[Start EXERCISE MATERIALS]
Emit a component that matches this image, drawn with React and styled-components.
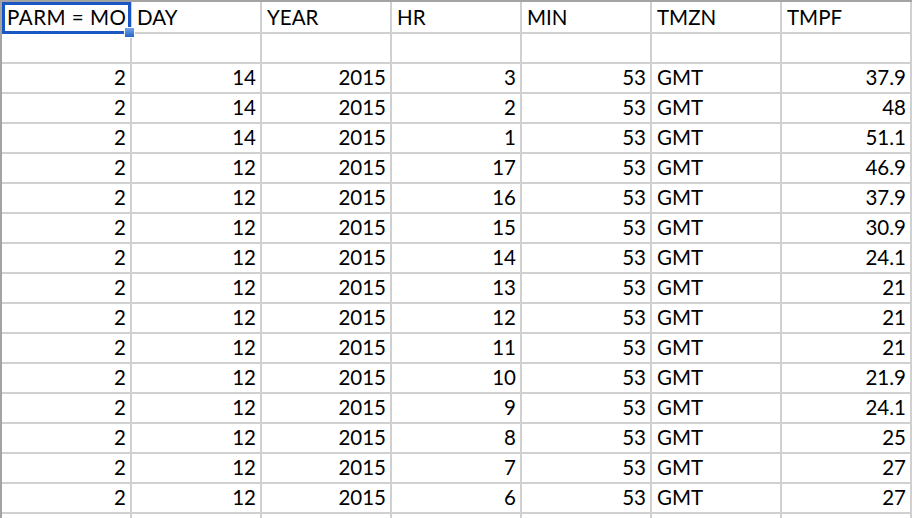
import React from "react";
import styled, { createGlobalStyle } from "styled-components";

const GlobalStyle = createGlobalStyle`
  html, body {
    margin: 0;
    padding: 0;
    background: #ffffff;
  }
  body {
    font-family: Lato, "Open Sans", sans-serif;
  }
`;

const Frame = styled.div`
  width: 912px;
  height: 518px;
  overflow: hidden;
  background: #ffffff;
`;

const Sheet = styled.div`
  display: grid;
  grid-template-columns: repeat(7, 130px);
  border-top: 2px solid #a3a3a3;
  border-left: 2px solid #a3a3a3;
`;

const Cell = styled.div`
  position: relative;
  box-sizing: border-box;
  height: ${({ $first }) => ($first ? "32px" : "30px")};
  border-right: 2px solid #d0d0d0;
  border-bottom: 2px solid #d0d0d0;
  display: flex;
  align-items: flex-end;
  justify-content: ${({ $num }) => ($num ? "flex-end" : "flex-start")};
  padding: 0 4px 5px 5px;
  font-size: 20.5px;
  line-height: 1;
  color: #000000;
  white-space: nowrap;
  overflow: ${({ $selected }) => ($selected ? "visible" : "hidden")};
`;

const Clip = styled.span`
  display: block;
  overflow: hidden;
  max-width: 122px;
  letter-spacing: 0.5px;
`;

const Selection = styled.div`
  position: absolute;
  left: 0;
  top: 0;
  width: 129px;
  height: 32px;
  box-sizing: border-box;
  border: 3px solid #1b57c4;
  pointer-events: none;
`;

const Handle = styled.div`
  position: absolute;
  left: 122px;
  top: 25px;
  width: 11px;
  height: 11px;
  box-sizing: border-box;
  border: 1px solid #ffffff;
  background: linear-gradient(#74a6ea, #2563c6);
  z-index: 2;
`;

const headers = ["PARM = MONTH", "DAY", "YEAR", "HR", "MIN", "TMZN", "TMPF"];

const rows = [
  [2, 14, 2015, 3, 53, "GMT", 37.9],
  [2, 14, 2015, 2, 53, "GMT", 48],
  [2, 14, 2015, 1, 53, "GMT", 51.1],
  [2, 12, 2015, 17, 53, "GMT", 46.9],
  [2, 12, 2015, 16, 53, "GMT", 37.9],
  [2, 12, 2015, 15, 53, "GMT", 30.9],
  [2, 12, 2015, 14, 53, "GMT", 24.1],
  [2, 12, 2015, 13, 53, "GMT", 21],
  [2, 12, 2015, 12, 53, "GMT", 21],
  [2, 12, 2015, 11, 53, "GMT", 21],
  [2, 12, 2015, 10, 53, "GMT", 21.9],
  [2, 12, 2015, 9, 53, "GMT", 24.1],
  [2, 12, 2015, 8, 53, "GMT", 25],
  [2, 12, 2015, 7, 53, "GMT", 27],
  [2, 12, 2015, 6, 53, "GMT", 27],
];

const empty = ["", "", "", "", "", "", ""];

const App = () => {
  const body = [empty, ...rows, empty];

  return (
    <Frame>
      <GlobalStyle />
      <Sheet>
        {headers.map((h, i) =>
          i === 0 ? (
            <Cell key={h} $first $selected>
              <Clip>{h}</Clip>
              <Selection />
              <Handle />
            </Cell>
          ) : (
            <Cell key={h} $first>
              {h}
            </Cell>
          )
        )}
        {body.map((row, r) =>
          row.map((v, c) => (
            <Cell key={`${r}-${c}`} $num={typeof v === "number"}>
              {v}
            </Cell>
          ))
        )}
      </Sheet>
    </Frame>
  );
};

export default App;
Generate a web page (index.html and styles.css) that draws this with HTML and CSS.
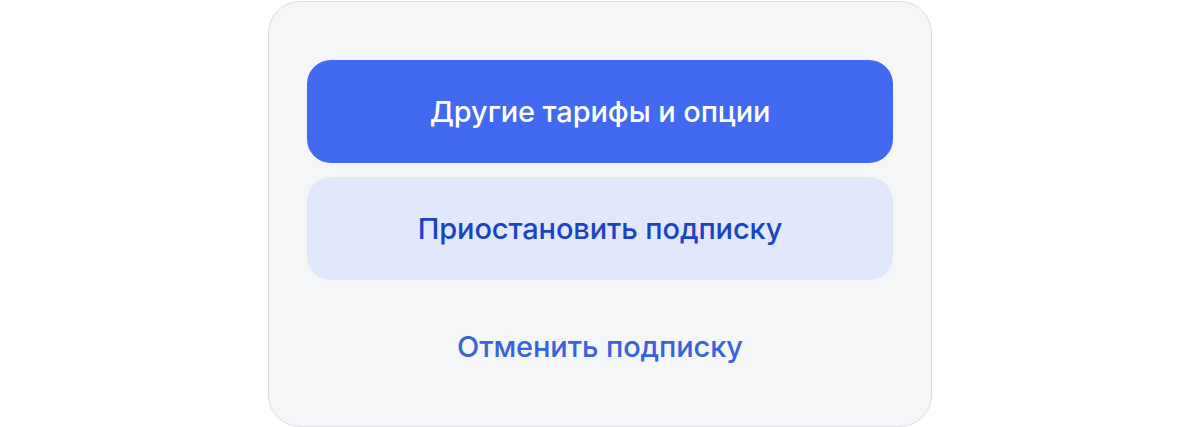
FILE: index.html
```html
<!DOCTYPE html>
<html lang="ru">

<head>
    <meta charset="UTF-8">
    <meta name="viewport" content="width=device-width, initial-scale=1.0">
    <title>Управление подпиской</title>
    <link rel="stylesheet" href="styles.css">
</head>

<body>

    <div class="sheet">
        <button class="btn btn-primary">Другие тарифы и опции</button>
        <button class="btn btn-secondary">Приостановить подписку</button>
        <button class="btn-link">Отменить подписку</button>
    </div>

</body>

</html>
```

FILE: styles.css
```css
body {
    font-family: 'Inter', 'Noto Sans', sans-serif;
    margin: 0;
    padding: 0;
    background-color: #fff;
    display: flex;
    justify-content: center;
}

.sheet {
    box-sizing: border-box;
    width: 664px;
    height: 426px;
    margin-top: 1px;
    padding: 58px 38px 0;
    background-color: #f5f6f8;
    border: 1px solid #dcdee3;
    border-radius: 32px;
    display: flex;
    flex-direction: column;
    gap: 14px;
}

.btn {
    height: 103px;
    border: none;
    border-radius: 24px;
    font-family: inherit;
    font-size: 29px;
    font-weight: 500;
    letter-spacing: -0.1px;
    cursor: pointer;
}

.btn-primary {
    background-color: #4169f2;
    color: #fff;
}

.btn-secondary {
    background-color: #e1e8fc;
    color: #1a43c6;
}

.btn-link {
    margin-top: 34px;
    border: none;
    background: none;
    font-family: inherit;
    font-size: 29px;
    font-weight: 500;
    letter-spacing: -0.1px;
    color: #3a62da;
    cursor: pointer;
}
```
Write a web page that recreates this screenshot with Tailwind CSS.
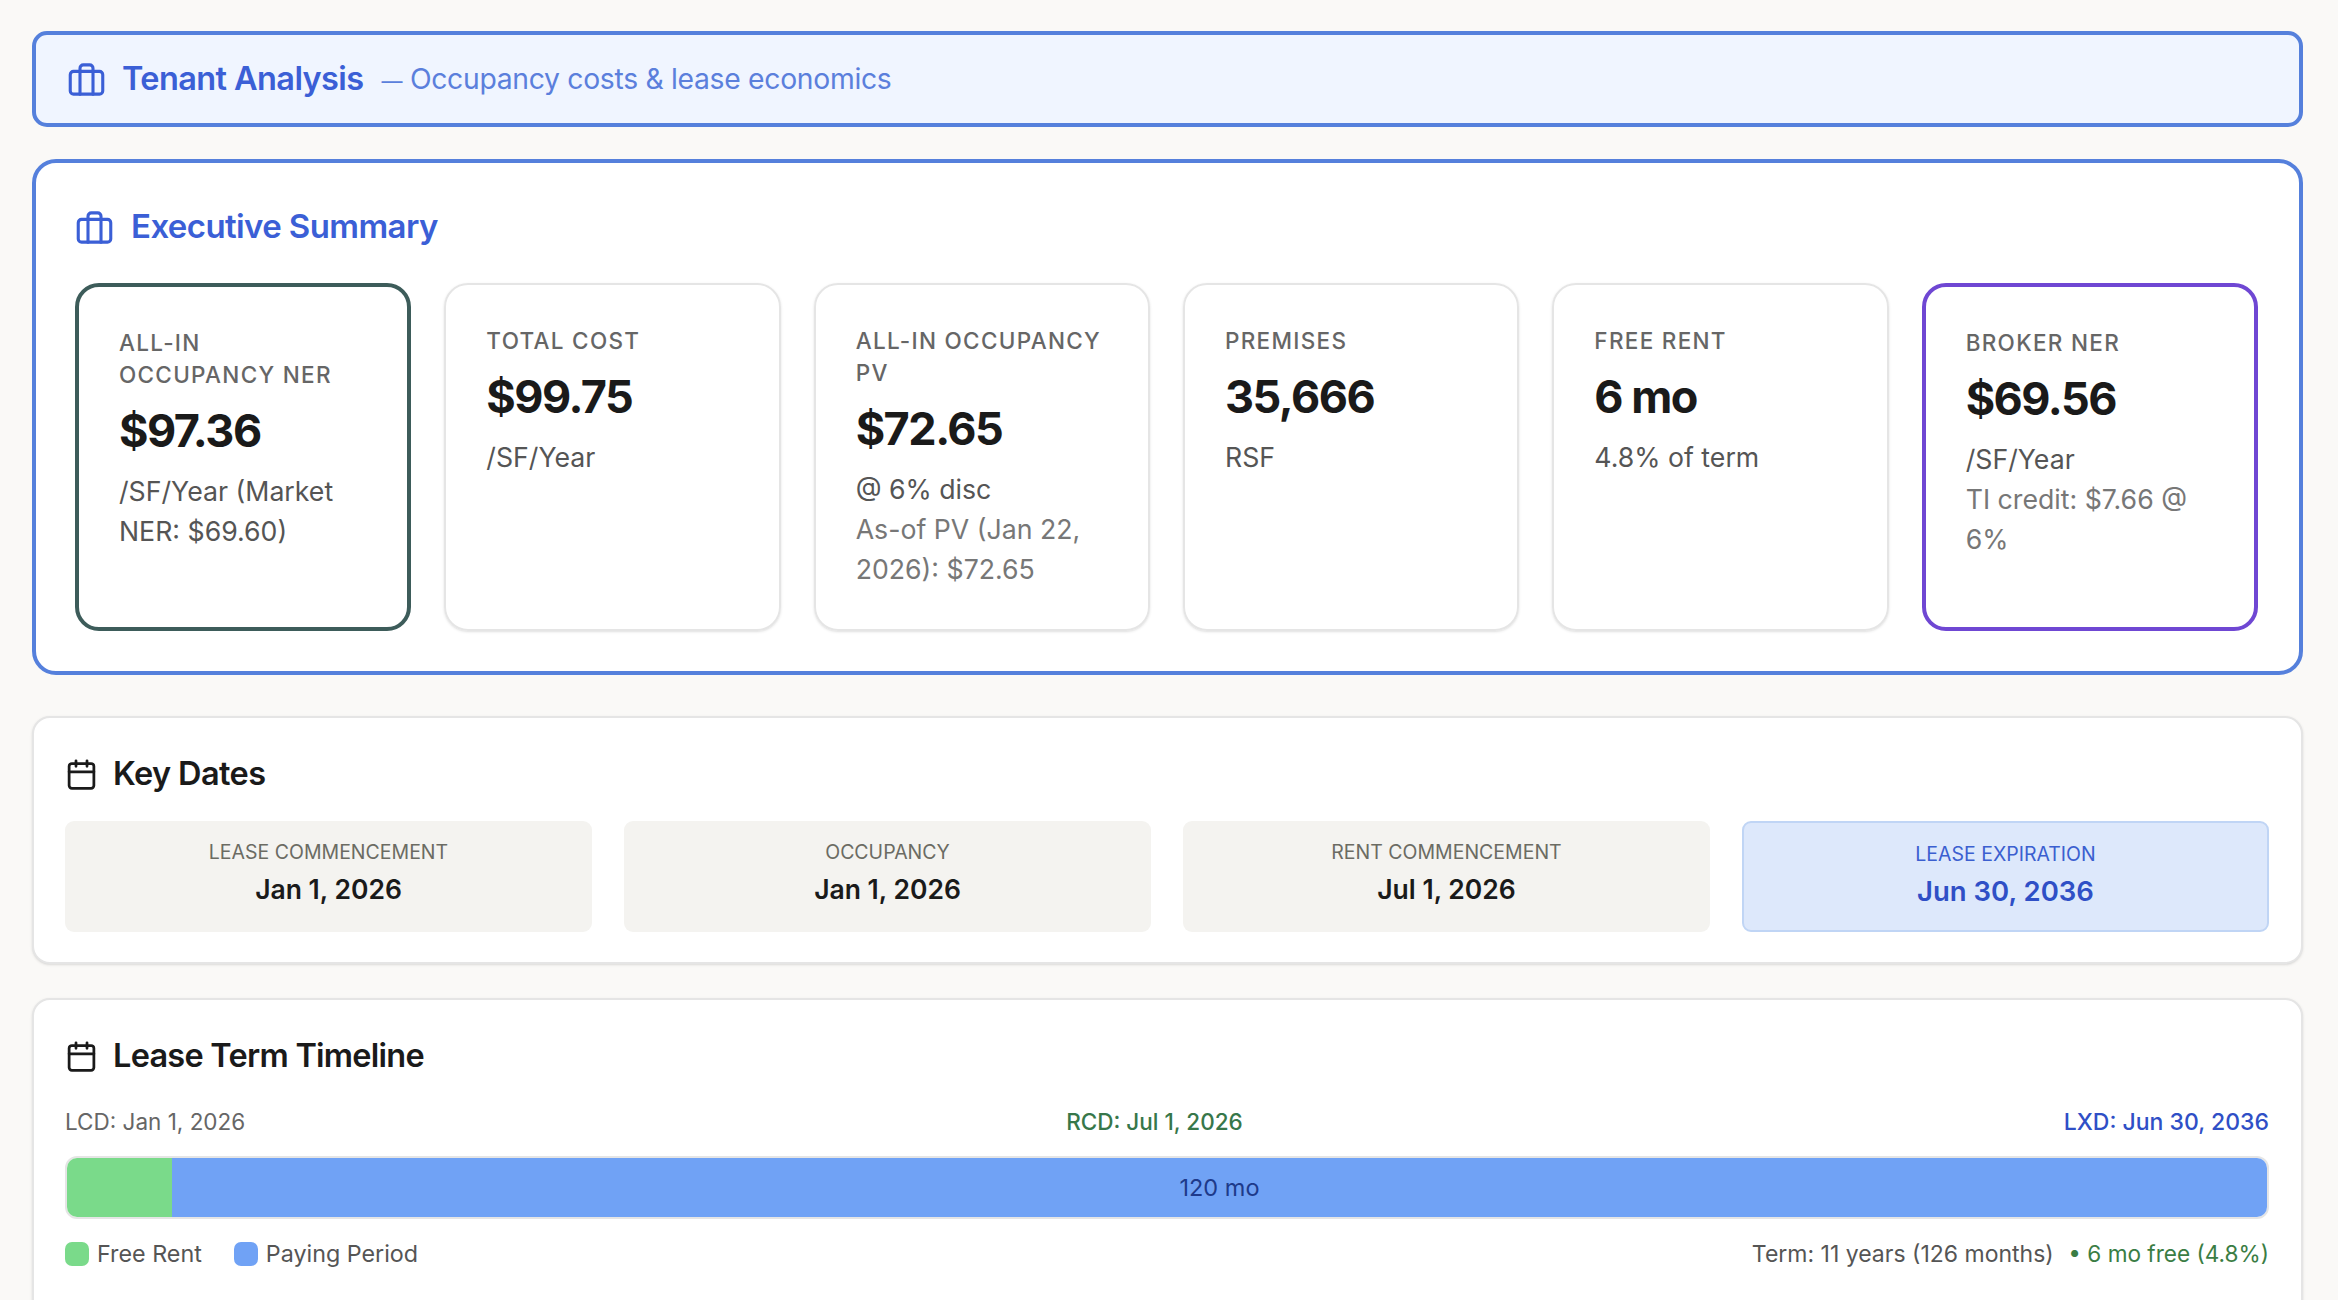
<!DOCTYPE html>
<html lang="en">
<head>
    <meta charset="UTF-8">
    <title>Tenant Analysis</title>
    <script src="https://cdn.jsdelivr.net/npm/@tailwindcss/browser@4"></script>
</head>
<body class="bg-[#faf9f7] font-['Inter',sans-serif] text-[#1a1a1a] h-[1300px] overflow-hidden">
    <div class="pl-[32px] pr-[35px] pt-[31px] flex flex-col">
        <!-- page banner -->
        <div class="h-[96px] bg-[#f0f5ff] border-4 border-[#5580dc] rounded-[15px] pl-[31px] flex items-center gap-[16px]">
            <svg class="w-[39px] h-[39px] text-[#3b5fd6]" fill="none" viewBox="0 0 24 24" stroke="currentColor" stroke-width="1.9" stroke-linecap="round" stroke-linejoin="round">
                <rect x="2" y="7" width="20" height="14" rx="2"/>
                <path d="M16 21V5a2 2 0 0 0-2-2h-4a2 2 0 0 0-2 2v16"/>
            </svg>
            <span class="text-[32.5px] font-semibold text-[#3b5fd6] tracking-[-0.6px]">Tenant Analysis</span>
            <span class="text-[28.3px] text-[#5b7fdc] ml-[2px] tracking-[-0.3px]"><span class="text-[21px]">—</span> Occupancy costs &amp; lease economics</span>
        </div>

        <!-- executive summary -->
        <div class="mt-[32px] h-[516px] bg-white border-4 border-[#5580dc] rounded-[24px] pl-[39px] pr-[41px] pt-[42px]">
            <div class="h-[44px] flex items-center gap-[17px]">
                <svg class="w-[39px] h-[39px] text-[#3b5fd6]" fill="none" viewBox="0 0 24 24" stroke="currentColor" stroke-width="1.9" stroke-linecap="round" stroke-linejoin="round">
                    <rect x="2" y="7" width="20" height="14" rx="2"/>
                    <path d="M16 21V5a2 2 0 0 0-2-2h-4a2 2 0 0 0-2 2v16"/>
                </svg>
                <span class="text-[33px] font-semibold text-[#3b5fd6] tracking-[-0.6px]">Executive Summary</span>
            </div>
            <div class="mt-[34px] grid grid-cols-6 gap-[33px] h-[348px]">
                <div class="rounded-[24px] border-4 border-[#3d5c5a] px-[40px] pt-[40px]">
                    <div class="text-[22.5px] leading-[32px] tracking-[1.3px] font-medium uppercase text-[#666]">All-in<br>Occupancy NER</div>
                    <div class="mt-[8px] text-[45px] leading-[64px] font-bold tracking-[-1.5px]">$97.36</div>
                    <div class="mt-[8px] text-[26.7px] leading-[40px] text-[#555]">/SF/Year (Market NER: $69.60)</div>
                </div>
                <div class="rounded-[24px] border-2 border-[#e5e5e5] shadow-sm px-[40px] pt-[39.5px]">
                    <div class="text-[22.5px] leading-[32px] tracking-[1.3px] font-medium uppercase text-[#666]">Total Cost</div>
                    <div class="mt-[8px] text-[45px] leading-[64px] font-bold tracking-[-1.5px]">$99.75</div>
                    <div class="mt-[8px] text-[26.7px] leading-[40px] text-[#555]">/SF/Year</div>
                </div>
                <div class="rounded-[24px] border-2 border-[#e5e5e5] shadow-sm px-[40px] pt-[39.5px]">
                    <div class="text-[22.5px] leading-[32px] tracking-[1.3px] font-medium uppercase text-[#666] -mr-[10px]">All-in Occupancy<br>PV</div>
                    <div class="mt-[8px] text-[45px] leading-[64px] font-bold tracking-[-1.5px]">$72.65</div>
                    <div class="mt-[8px] text-[26.7px] leading-[40px] text-[#555]">@ 6% disc</div>
                    <div class="text-[26.7px] leading-[40px] text-[#777]">As-of PV (Jan 22, 2026): $72.65</div>
                </div>
                <div class="rounded-[24px] border-2 border-[#e5e5e5] shadow-sm px-[40px] pt-[39.5px]">
                    <div class="text-[22.5px] leading-[32px] tracking-[1.3px] font-medium uppercase text-[#666]">Premises</div>
                    <div class="mt-[8px] text-[45px] leading-[64px] font-bold tracking-[-1.5px]">35,666</div>
                    <div class="mt-[8px] text-[26.7px] leading-[40px] text-[#555]">RSF</div>
                </div>
                <div class="rounded-[24px] border-2 border-[#e5e5e5] shadow-sm px-[40px] pt-[39.5px]">
                    <div class="text-[22.5px] leading-[32px] tracking-[1.3px] font-medium uppercase text-[#666]">Free Rent</div>
                    <div class="mt-[8px] text-[45px] leading-[64px] font-bold tracking-[-1.5px]">6 mo</div>
                    <div class="mt-[8px] text-[26.7px] leading-[40px] text-[#555]">4.8% of term</div>
                </div>
                <div class="rounded-[24px] border-4 border-[#6f47d3] px-[40px] pt-[40px]">
                    <div class="text-[22.5px] leading-[32px] tracking-[1.3px] font-medium uppercase text-[#666]">Broker NER</div>
                    <div class="mt-[8px] text-[45px] leading-[64px] font-bold tracking-[-1.5px]">$69.56</div>
                    <div class="mt-[8px] text-[26.7px] leading-[40px] text-[#555]">/SF/Year</div>
                    <div class="text-[26.7px] leading-[40px] text-[#777]">TI credit: $7.66 @ 6%</div>
                </div>
            </div>
        </div>

        <!-- key dates -->
        <div class="mt-[41px] h-[248px] bg-white border-2 border-[#e5e5e5] rounded-[18px] shadow-sm pl-[31px] pr-[32px] pt-[34px]">
            <div class="h-[44px] flex items-center gap-[15px]">
                <svg class="w-[33px] h-[33px]" fill="none" viewBox="0 0 24 24" stroke="currentColor" stroke-width="2" stroke-linecap="round" stroke-linejoin="round">
                    <path d="M8 2v4M16 2v4"/>
                    <rect x="3" y="4" width="18" height="18" rx="2"/>
                    <path d="M3 10h18"/>
                </svg>
                <span class="text-[32.5px] font-semibold tracking-[-0.6px]">Key Dates</span>
            </div>
            <div class="mt-[25px] grid grid-cols-4 gap-[32px] h-[111px]">
                <div class="rounded-[9px] bg-[#f4f3f0] flex flex-col items-center pt-[16px]">
                    <div class="text-[19.5px] leading-[30px] uppercase text-[#6b6b63]">Lease Commencement</div>
                    <div class="mt-[2px] text-[26.5px] leading-[40px] font-semibold">Jan 1, 2026</div>
                </div>
                <div class="rounded-[9px] bg-[#f4f3f0] flex flex-col items-center pt-[16px]">
                    <div class="text-[19.5px] leading-[30px] uppercase text-[#6b6b63]">Occupancy</div>
                    <div class="mt-[2px] text-[26.5px] leading-[40px] font-semibold">Jan 1, 2026</div>
                </div>
                <div class="rounded-[9px] bg-[#f4f3f0] flex flex-col items-center pt-[16px]">
                    <div class="text-[19.5px] leading-[30px] uppercase text-[#6b6b63]">Rent Commencement</div>
                    <div class="mt-[2px] text-[26.5px] leading-[40px] font-semibold">Jul 1, 2026</div>
                </div>
                <div class="rounded-[9px] bg-[#dde8fb] border-2 border-[#c0d5f5] flex flex-col items-center pt-[16px]">
                    <div class="text-[19.5px] leading-[30px] uppercase text-[#3b5fd0]">Lease Expiration</div>
                    <div class="mt-[2px] text-[27.5px] leading-[40px] font-semibold text-[#2f4fc6]">Jun 30, 2036</div>
                </div>
            </div>
        </div>

        <!-- timeline -->
        <div class="mt-[34px] h-[320px] bg-white border-2 border-[#e5e5e5] rounded-[18px] shadow-sm pl-[31px] pr-[32px] pt-[34px]">
            <div class="h-[44px] flex items-center gap-[15px]">
                <svg class="w-[33px] h-[33px]" fill="none" viewBox="0 0 24 24" stroke="currentColor" stroke-width="2" stroke-linecap="round" stroke-linejoin="round">
                    <path d="M8 2v4M16 2v4"/>
                    <rect x="3" y="4" width="18" height="18" rx="2"/>
                    <path d="M3 10h18"/>
                </svg>
                <span class="text-[32.5px] font-semibold tracking-[-0.75px]">Lease Term Timeline</span>
            </div>
            <div class="mt-[26px] flex justify-between text-[22.5px] leading-[36px]">
                <span class="text-[#666]">LCD: Jan 1, 2026</span>
                <span class="font-medium text-[#37774a]">RCD: Jul 1, 2026</span>
                <span class="font-medium text-[#2f4fc6] text-[23px]">LXD: Jun 30, 2036</span>
            </div>
            <div class="mt-[16px] h-[63px] rounded-[12px] border-2 border-[#e5e5e5] flex overflow-hidden">
                <div class="w-[105px] bg-[#7ada8a]"></div>
                <div class="flex-1 bg-[#70a2f5] flex items-center justify-center text-[23.5px] text-[#1e3a8a]">120 mo</div>
            </div>
            <div class="mt-[17px] flex justify-between items-center text-[23.3px] leading-[36px]">
                <div class="flex items-center gap-[32px] text-[#555]">
                    <span class="flex items-center gap-[8px]"><i class="w-[24px] h-[24px] rounded-[7px] bg-[#7ada8a]"></i>Free Rent</span>
                    <span class="flex items-center gap-[8px]"><i class="w-[24px] h-[24px] rounded-[7px] bg-[#70a2f5]"></i>Paying Period</span>
                </div>
                <div class="text-[23px]">
                    <span class="text-[#555]">Term: 11 years (126 months)</span>
                    <span class="ml-[8px] text-[#3a7d44] text-[22.6px]">• 6 mo free (4.8%)</span>
                </div>
            </div>
        </div>
    </div>
</body>
</html>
[End EXERCISE MATERIALS]
WRITTEN TASK: Locate all lines in the listing above with the word "that" and copy them.

EXPECTED ANSWER:
Emit a component that matches this image, drawn with React and styled-components.
Generate a web page (index.html and styles.css) that draws this with HTML and CSS.
Write a web page that recreates this screenshot with Tailwind CSS.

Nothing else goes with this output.